As more pilgrims answered the call and journeyed to Texas for a new start, the Republic stopped giving First Class Headrights. Though the previous recipients who held the certificates could transfer ownership. The new owner could settle the land, survey it, and were required to live on it for three years in order to patent it—receive title deed to the land.

Up until October 1837, the second class headrights (Twelve hundred eight acres for heads of household and half that for single men were awarded) were offered, and after until January 1840, the grants went to third class giving half those amounts. After January 1840, fourth class headrights with the same acreage (six hundred forty to families, three hundred forty for single men) were issued by the Congress of the Republic of Texas.
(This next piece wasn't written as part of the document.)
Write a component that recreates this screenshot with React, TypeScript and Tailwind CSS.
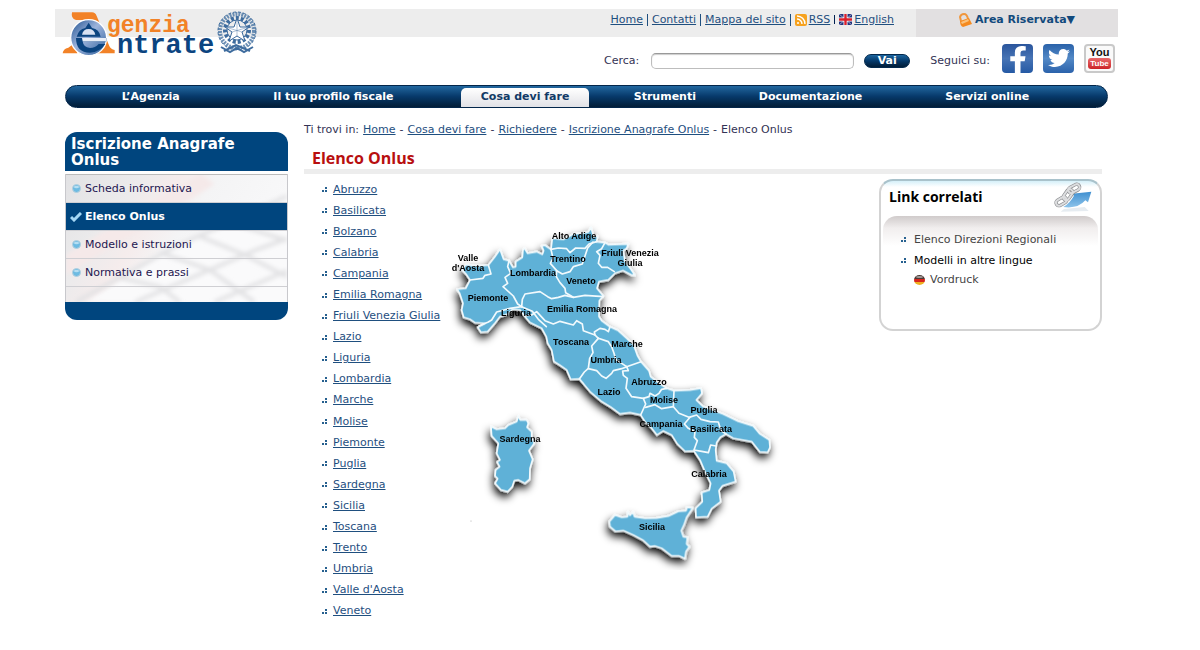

This was why my fictitious families, the O’Neals, Van Zandts, and Worleys, headed to Texas from Tennessee in GONE TO TEXAS, the coming-in-September book one of my new Family Saga series Cross Timber Romances. It will also be a part of an exciting new collection fashioned around my favorite holiday—Thanksgiving! Be watching for more news about the Thanksgiving Books & Blessings Collection!
The headrights didn’t mean a man owned the land, only that he had a right to make it his own by following the  requirements. To own it, he had to mark the corners, live on it three years, farm ten acres in a crop, survey it, then take care of the paperwork at one of the thirty-eight Government Land Offices (GLO) across the Republic where the Texas settler became a citizen landowner, claiming his title deed for the land.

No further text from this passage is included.